Argentine paleontologist

Zulma Nélida Brandoni de Gasparini (born 15 May 1944) is an Argentine paleontologist and zoologist. She is known for discovering the fossils of the dinosaur Gasparinisaura, which was named after her.

== Work ==
Born in the city of La Plata, Argentina, on 15 May 1944, Brandoni de Gasparini graduated in zoology from the National University of La Plata in 1966 and obtained her PhD in Natural Sciences in 1973.

Zulma Brandoni de Gasparini was internationally recognized in the nineties for leading the team that discovered the Gasparinisaura. She is a recognized expert in Mesozoic reptilians of South America.

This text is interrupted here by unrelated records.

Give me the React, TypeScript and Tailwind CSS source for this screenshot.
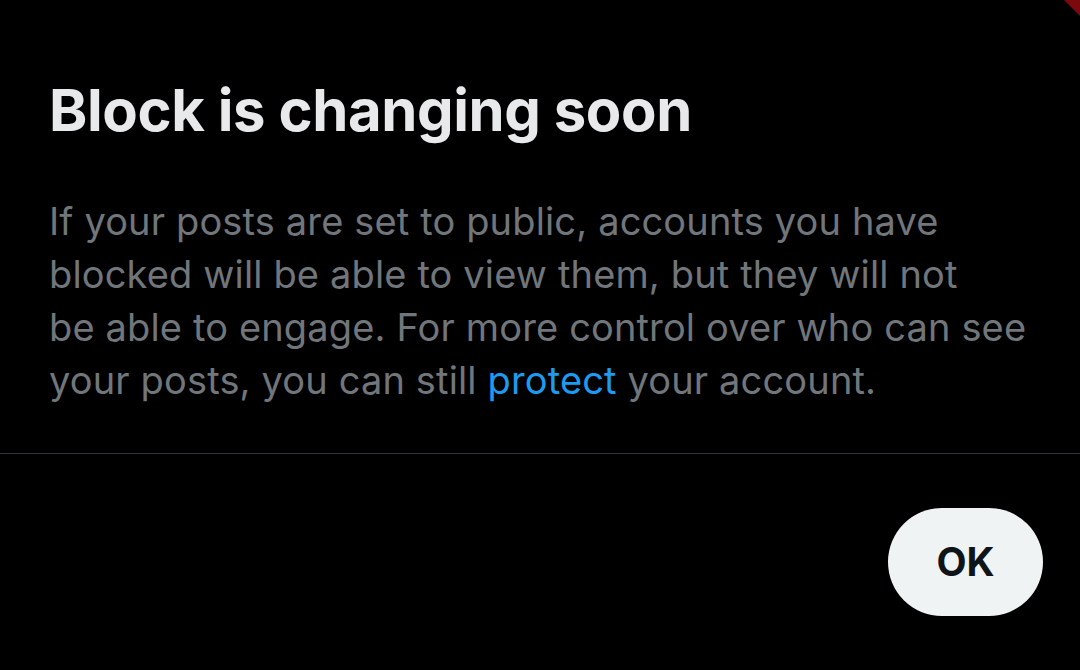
export default function App() {
  return (
    <div className="relative w-[1080px] h-[670px] bg-black overflow-hidden" style={{ fontFamily: "Inter, 'Noto Sans', sans-serif" }}>
      {/* red corner peeking behind */}
      <div className="absolute top-0 right-0 w-[16px] h-[16px] bg-[#7a0a0e] [clip-path:polygon(0_0,100%_0,100%_100%)]" />

      <div className="px-[49px] pt-[78px]">
        <h1 className="text-[58px] font-bold leading-[64px] text-[#e7e9ea] tracking-[-0.4px]">
          Block is changing soon
        </h1>
        <p className="mt-[53px] text-[38px] leading-[53px] text-[#71767b] whitespace-nowrap tracking-[0.15px]">
          If your posts are set to public, accounts you have
          <br />
          blocked will be able to view them, but they will not
          <br />
          be able to engage. For more control over who can see
          <br />
          your posts, you can still <span className="text-[#1d9bf0]">protect</span> your account.
        </p>
      </div>

      <div className="mt-[46px] border-t border-[#2f3336]" />

      <div className="flex justify-end pr-[37px] pt-[54px]">
        <button className="w-[155px] h-[108px] rounded-full bg-[#eff3f4] text-[#0f1419] text-[39px] font-bold">
          OK
        </button>
      </div>
    </div>
  );
}
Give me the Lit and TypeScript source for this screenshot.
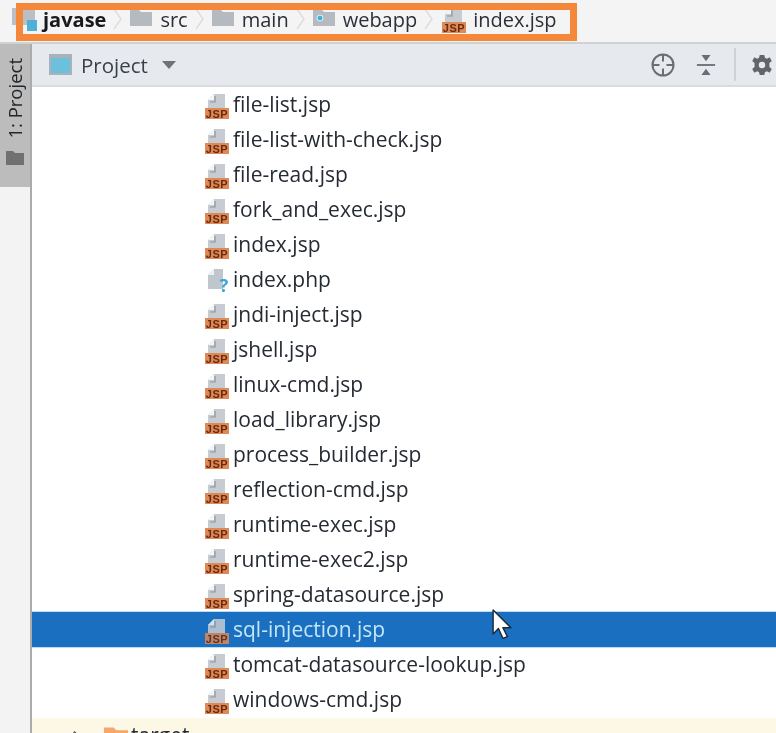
import { LitElement, html, css, svg } from "lit";
import { customElement } from "lit/decorators.js";

const files = [
  "file-list.jsp",
  "file-list-with-check.jsp",
  "file-read.jsp",
  "fork_and_exec.jsp",
  "index.jsp",
  "index.php",
  "jndi-inject.jsp",
  "jshell.jsp",
  "linux-cmd.jsp",
  "load_library.jsp",
  "process_builder.jsp",
  "reflection-cmd.jsp",
  "runtime-exec.jsp",
  "runtime-exec2.jsp",
  "spring-datasource.jsp",
  "sql-injection.jsp",
  "tomcat-datasource-lookup.jsp",
  "windows-cmd.jsp",
];

const jspIcon = () => html`
  <svg class="file-icon" width="26" height="28" viewBox="0 0 26 28">
    <path d="M10 2h11v14H4V8z" fill="#c6ccd2" />
    <path d="M10 2v6H4z" fill="#f4f5f7" />
    <path d="M11 4v6H6" fill="none" stroke="#8e959c" stroke-width="1.2" />
    <rect x="1" y="16" width="24" height="11" fill="#de8a58" />
    <text x="13" y="26" text-anchor="middle" class="jsp-label">JSP</text>
  </svg>
`;

const unknownIcon = () => html`
  <svg class="file-icon" width="26" height="28" viewBox="0 0 26 28">
    <path d="M10 2h9v20H4V8z" fill="#bfc6cc" />
    <path d="M10 2v6H4z" fill="#eef0f2" />
    <text x="20" y="25" text-anchor="middle" class="unknown-label">?</text>
  </svg>
`;

const chevron = () => html`
  <svg class="chevron" width="10" height="24" viewBox="0 0 10 24">
    <path d="M1 2l7 10-7 10" fill="none" stroke="#dcdcdc" stroke-width="1.4" />
  </svg>
`;

const folder = (dot = false) => html`
  <svg class="crumb-folder" width="22" height="16" viewBox="0 0 22 16">
    <path d="M0 0h9l2 2h11v14H0z" fill="#b4babf" />
    ${dot ? svg`<circle cx="7" cy="8" r="3" fill="#45aee0" stroke="#e6f2f8" stroke-width="1" />` : ""}
  </svg>
`;

@customElement("app-root")
export class AppRoot extends LitElement {
  static styles = css`
    :host {
      display: block;
      width: 776px;
      height: 733px;
      overflow: hidden;
      position: relative;
      background: #f3f3f3;
      font-family: "Open Sans", "Noto Sans", sans-serif;
      color: #2b3038;
      filter: blur(0.45px);
    }
    .crumbs {
      height: 44px;
      box-sizing: border-box;
      padding: 0 0 4px 12px;
      display: flex;
      align-items: center;
      border-bottom: 2px solid #cfd1d3;
      font-size: 20px;
      background: #f4f4f4;
    }
    .crumb {
      display: flex;
      align-items: center;
      gap: 8px;
    }
    .crumb-folder {
      margin-top: -2px;
    }
    .crumb .file-icon {
      margin: 2px -2px 0 0;
    }
    .chevron {
      margin: 0 7px 0 7px;
    }
    .project-name {
      font-weight: 700;
      color: #17191d;
    }
    .module {
      width: 25px;
      height: 23px;
      position: relative;
      margin-right: -2px;
      background: linear-gradient(#b9bfc4, #b9bfc4) left top / 23px 17px no-repeat;
    }
    .module::after {
      content: "";
      position: absolute;
      left: 15px;
      bottom: 0;
      width: 10px;
      height: 11px;
      background: #4eb2d8;
    }
    .highlight {
      position: absolute;
      left: 16px;
      top: 3px;
      width: 561px;
      height: 38px;
      box-sizing: border-box;
      border: 7px solid #f5873a;
    }
    .body {
      display: flex;
      height: 689px;
    }
    .rail {
      width: 32px;
      flex: none;
      box-sizing: border-box;
      background: #f3f3f3;
      border-right: 2px solid #a9abad;
    }
    .rail-tab {
      height: 143px;
      background: #bcbcbc;
      display: flex;
      flex-direction: column;
      align-items: center;
      padding-top: 14px;
      box-sizing: border-box;
      gap: 12px;
    }
    .rail-label {
      writing-mode: vertical-rl;
      transform: rotate(180deg);
      font-size: 18.5px;
      line-height: 22px;
      color: #23262a;
      white-space: nowrap;
    }
    .panel {
      flex: 1;
      min-width: 0;
      background: #fff;
    }
    .toolbar {
      height: 43px;
      box-sizing: border-box;
      display: flex;
      align-items: center;
      background: #e6e9ee;
      border-bottom: 2px solid #d9dbdd;
      padding-left: 17px;
      font-size: 20.5px;
      color: #3b3f46;
    }
    .view-icon {
      width: 23px;
      height: 21px;
      box-sizing: border-box;
      background: #6cc0dc;
      border: 2px solid #a9b2b9;
      border-top-width: 4px;
      margin-right: 9px;
    }
    .caret {
      width: 0;
      height: 0;
      margin-left: 14px;
      border: 7px solid transparent;
      border-top: 8px solid #6e7378;
      border-bottom: 0;
    }
    .tools {
      margin-left: auto;
      padding-right: 3px;
      display: flex;
      align-items: center;
    }
    .tools svg {
      display: block;
    }
    .stack-icon {
      margin-left: 21px;
    }
    .sep {
      width: 2px;
      height: 33px;
      background: #cfd2d6;
      margin: 0 15px 0 18px;
    }
    .list {
      display: flex;
      flex-direction: column;
    }
    .row {
      height: 35px;
      flex: none;
      display: flex;
      align-items: center;
      padding-left: 172px;
      gap: 3px;
      font-size: 21px;
      color: #262b33;
      white-space: nowrap;
    }
    .row span {
      margin-top: -2px;
    }
    .row.selected {
      background: #1a6fc0;
      color: #c4e6f8;
      box-shadow: 0 -1px 0 #bcdcf4, 0 1px 0 #bcdcf4;
    }
    .row.selected .file-icon {
      opacity: 0.85;
    }
    .file-icon {
      display: block;
      flex: none;
      margin-top: 2px;
    }
    .jsp-label {
      font: 700 11px "Liberation Sans", sans-serif;
      letter-spacing: 0.6px;
      fill: #6b2a0c;
    }
    .unknown-label {
      font: 700 18px "Open Sans", sans-serif;
      fill: #39a6d8;
    }
    .footer {
      height: 15px;
      margin-top: 1px;
      background: #fdf8e6;
      display: flex;
      align-items: flex-start;
      padding: 9px 0 0 40px;
      gap: 3px;
      font-size: 21px;
      color: #262b33;
    }
    .footer span {
      line-height: 22px;
      margin-top: -3px;
    }
    .arrow {
      margin-top: 4px;
    }
    .folder {
      margin-left: 16px;
    }
    .cursor {
      position: absolute;
      left: 491px;
      top: 609px;
    }
  `;

  render() {
    return html`
      <div class="crumbs">
        <div class="crumb"><span class="module"></span><span class="project-name">javase</span></div>
        ${chevron()}
        <div class="crumb">${folder()}<span>src</span></div>
        ${chevron()}
        <div class="crumb">${folder()}<span>main</span></div>
        ${chevron()}
        <div class="crumb">${folder(true)}<span>webapp</span></div>
        ${chevron()}
        <div class="crumb">${jspIcon()}<span>index.jsp</span></div>
      </div>
      <div class="body">
        <div class="rail">
          <div class="rail-tab">
            <span class="rail-label">1: Project</span>
            <svg width="18" height="14" viewBox="0 0 18 14"><path d="M0 0h7l2 2h9v12H0z" fill="#6f7072" /></svg>
          </div>
        </div>
        <div class="panel">
          <div class="toolbar">
            <span class="view-icon"></span>
            <span>Project</span>
            <span class="caret"></span>
            <div class="tools">
              <svg width="24" height="24" viewBox="0 0 24 24" fill="none" stroke="#6a6e73" stroke-width="2">
                <circle cx="12" cy="12" r="10.5" />
                <path d="M12 1.5v7M12 15.5v7M1.5 12h7M15.5 12h7" />
              </svg>
              <svg class="stack-icon" width="20" height="22" viewBox="0 0 22 24">
                <path d="M1 12h20" stroke="#6a6e73" stroke-width="2" />
                <path d="M6 1h10l-5 7zM6 23h10l-5-7z" fill="#6a6e73" />
              </svg>
              <span class="sep"></span>
              <svg width="22" height="22" viewBox="0 0 24 24">
                <path
                  fill="#62666b"
                  fill-rule="evenodd"
                  d="M9.5 1h5l.7 3.2 2.2 1 2.9-1.6 2.4 4-2.6 2.1v4.6l2.6 2.1-2.4 4-2.9-1.6-2.2 1-.7 3.2h-5l-.7-3.2-2.2-1-2.9 1.6-2.4-4 2.6-2.1V9.7L1.3 7.6l2.4-4 2.9 1.6 2.2-1zM12 8.5a3.5 3.5 0 100 7 3.5 3.5 0 000-7z"
                />
              </svg>
            </div>
          </div>
          <div class="list">
            ${files.map(
              (name) => html`
                <div class="row ${name === "sql-injection.jsp" ? "selected" : ""}">
                  ${name.endsWith(".php") ? unknownIcon() : jspIcon()}
                  <span>${name}</span>
                </div>
              `
            )}
          </div>
          <div class="footer">
            <svg class="arrow" width="12" height="12" viewBox="0 0 14 14">
              <path d="M2 1l8 7" stroke="#555" stroke-width="2.4" fill="none" />
            </svg>
            <svg class="folder" width="25" height="20" viewBox="0 0 26 20"><path d="M1 0h10l3 3h12v17H1z" fill="#f3a86c" /></svg>
            <span>target</span>
          </div>
        </div>
      </div>
      <div class="highlight"></div>
      <svg class="cursor" width="22" height="32" viewBox="0 0 24 36">
        <path d="M2 1v27l6-6 5 11 5-2-5-10h9z" fill="#fff" stroke="#1c2a38" stroke-width="1.6" stroke-linejoin="round" />
      </svg>
    `;
  }
}
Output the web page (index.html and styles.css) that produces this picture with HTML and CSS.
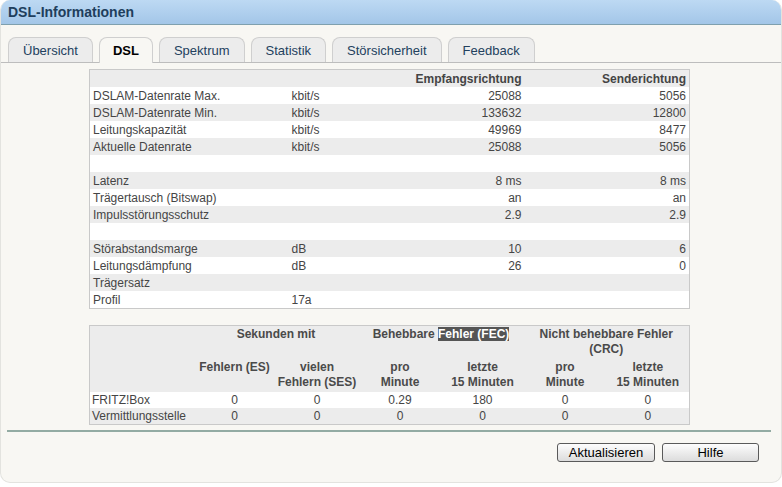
FILE: index.html
```html
<!DOCTYPE html>
<html lang="de">

<head>
    <meta charset="UTF-8">
    <title>DSL-Informationen</title>
    <link rel="stylesheet" href="styles.css">
</head>

<body>
    <div class="window">
        <div class="titlebar">
            <h1>DSL-Informationen</h1>
        </div>

        <ul class="tabs">
            <li class="tab">Übersicht</li>
            <li class="tab active">DSL</li>
            <li class="tab">Spektrum</li>
            <li class="tab">Statistik</li>
            <li class="tab">Störsicherheit</li>
            <li class="tab">Feedback</li>
        </ul>

        <div class="content">
            <table class="info">
                <colgroup>
                    <col class="c-label">
                    <col class="c-unit">
                    <col class="c-rx">
                    <col class="c-tx">
                </colgroup>
                <tr class="head">
                    <th></th>
                    <th></th>
                    <th>Empfangsrichtung</th>
                    <th>Senderichtung</th>
                </tr>
                <tr><td>DSLAM-Datenrate Max.</td><td>kbit/s</td><td class="num">25088</td><td class="num">5056</td></tr>
                <tr><td>DSLAM-Datenrate Min.</td><td>kbit/s</td><td class="num">133632</td><td class="num">12800</td></tr>
                <tr><td>Leitungskapazität</td><td>kbit/s</td><td class="num">49969</td><td class="num">8477</td></tr>
                <tr><td>Aktuelle Datenrate</td><td>kbit/s</td><td class="num">25088</td><td class="num">5056</td></tr>
                <tr><td></td><td></td><td></td><td></td></tr>
                <tr><td>Latenz</td><td></td><td class="num">8 ms</td><td class="num">8 ms</td></tr>
                <tr><td>Trägertausch (Bitswap)</td><td></td><td class="num">an</td><td class="num">an</td></tr>
                <tr><td>Impulsstörungsschutz</td><td></td><td class="num">2.9</td><td class="num">2.9</td></tr>
                <tr><td></td><td></td><td></td><td></td></tr>
                <tr><td>Störabstandsmarge</td><td>dB</td><td class="num">10</td><td class="num">6</td></tr>
                <tr><td>Leitungsdämpfung</td><td>dB</td><td class="num">26</td><td class="num">0</td></tr>
                <tr><td>Trägersatz</td><td></td><td></td><td></td></tr>
                <tr><td>Profil</td><td>17a</td><td></td><td></td></tr>
            </table>

            <table class="errors">
                <colgroup>
                    <col class="e-label">
                    <col class="e-a">
                    <col class="e-b">
                    <col class="e-b">
                    <col class="e-a">
                    <col class="e-b">
                    <col class="e-b">
                </colgroup>
                <tr class="head first">
                    <th></th>
                    <th colspan="2">Sekunden mit</th>
                    <th colspan="2">Behebbare <span class="marked">Fehler (FEC)</span></th>
                    <th colspan="2" class="wrap">Nicht behebbare Fehler (CRC)</th>
                </tr>
                <tr class="head second">
                    <th></th>
                    <th>Fehlern (ES)</th>
                    <th>vielen<br>Fehlern (SES)</th>
                    <th>pro<br>Minute</th>
                    <th>letzte<br>15 Minuten</th>
                    <th>pro<br>Minute</th>
                    <th>letzte<br>15 Minuten</th>
                </tr>
                <tr class="odd">
                    <td>FRITZ!Box</td>
                    <td>0</td><td>0</td><td>0.29</td><td>180</td><td>0</td><td>0</td>
                </tr>
                <tr class="even">
                    <td>Vermittlungsstelle</td>
                    <td>0</td><td>0</td><td>0</td><td>0</td><td>0</td><td>0</td>
                </tr>
            </table>
        </div>

        <div class="footer">
            <button type="button">Aktualisieren</button>
            <button type="button" class="help">Hilfe</button>
        </div>
    </div>
</body>

</html>
```

FILE: styles.css
```css
/* Global reset */

* {
    margin: 0;
    padding: 0;
    box-sizing: border-box;
}

body {
    font-family: 'Liberation Sans', Arial, sans-serif;
    background-color: #fff;
    color: #454545;
}

.window {
    width: 782px;
    height: 483px;
    background-color: #f8f7f3;
    border: 1px solid #e3e3df;
    border-top: none;
    border-radius: 10px;
    overflow: hidden;
}

.titlebar {
    height: 25px;
    background: linear-gradient(#bdd9f3, #a3c6e8);
    border-bottom: 1px solid #7fa0ae;
}

.titlebar h1 {
    font-size: 14px;
    font-weight: bold;
    color: #203e5c;
    line-height: 25px;
    padding-left: 7px;
}

/* Tabs */

.tabs {
    list-style: none;
    display: flex;
    gap: 6px;
    margin-top: 12px;
    padding-left: 7px;
    border-bottom: 1px solid #bdbdbd;
}

.tab {
    height: 25px;
    line-height: 25px;
    padding: 0 14px;
    font-size: 13px;
    color: #23415e;
    background-color: #ececec;
    border: 1px solid #cfcfcf;
    border-bottom: none;
    border-radius: 8px 8px 0 0;
}

.tab.active {
    background-color: #f8f7f3;
    color: #000;
    font-weight: bold;
    padding: 0 13px;
    margin-bottom: -1px;
    height: 26px;
}

/* Tables */

.content {
    padding: 6px 0 0 88px;
}

table {
    width: 600px;
    border-collapse: collapse;
    table-layout: fixed;
    border: 1px solid #c9c9c9;
    font-size: 12px;
    background-color: #fff;
}

.info tr {
    height: 17px;
}

.info tr:nth-child(odd) {
    background-color: #ececec;
}

.info th,
.info td {
    padding: 2px 3px 0;
    line-height: 15px;
    text-align: left;
    white-space: nowrap;
}

.info th {
    font-weight: bold;
    color: #444;
    text-align: right;
}

.info .num {
    text-align: right;
}

.c-label {
    width: 199px;
}

.c-unit {
    width: 112px;
}

.c-rx {
    width: 124px;
}

.c-tx {
    width: 165px;
}

.errors {
    margin-top: 16px;
}

.e-label {
    width: 104px;
}

.e-a {
    width: 82px;
}

.e-b {
    width: 83px;
}

.errors .head {
    background-color: #ececec;
}

.errors th {
    font-weight: bold;
    color: #4a4a4a;
    line-height: 15px;
    vertical-align: top;
    padding: 1px 0 1px;
    text-align: center;
    white-space: nowrap;
}

.errors .second th {
    padding: 2px 0 2px;
}

.errors th.wrap {
    white-space: normal;
    padding-left: 4px;
    padding-right: 4px;
}

.errors td {
    height: 16px;
    padding: 1px 2px 0;
    line-height: 15px;
    text-align: center;
}

.errors td:first-child {
    text-align: left;
}

.errors .even {
    background-color: #ececec;
}

.marked {
    background-color: #555;
    color: #fff;
}

/* Footer */

.footer {
    margin: 5px 10px 0 6px;
    border-top: 2px solid #93aba3;
    padding: 11px 12px 0 0;
    display: flex;
    justify-content: flex-end;
    gap: 7px;
}

.footer button {
    width: 98px;
    height: 19px;
    font-family: 'Liberation Sans', Arial, sans-serif;
    font-size: 13px;
    color: #000;
    background: linear-gradient(#fdfdfd, #dcdcdc);
    border: 1px solid #5a5a5a;
    border-radius: 3px;
}

.footer .help {
    width: 97px;
}
```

In 1972, she started her scientific career at the CONICET, where she was promoted in 2003 to the grade of Superior Researcher. She is today a professor in Paleontology of Vertebrates at the National University of La Plata.

== Honours ==
Brandoni de Gasparini has been awarded, among others recognitions, the Prize "Bernardo Houssay" of the CONICET (1987), the Prize to the Merit of the Argentinian Paleontological Association (2001) and the Prize Florentino Ameghino of the National Academy of Exact and Natural Sciences (2002). She received the Prize Pellegrino Strobel in 2013. In 2023, she was granted the Konex Award Merit Diploma for her work in Palaeontology in the last decade.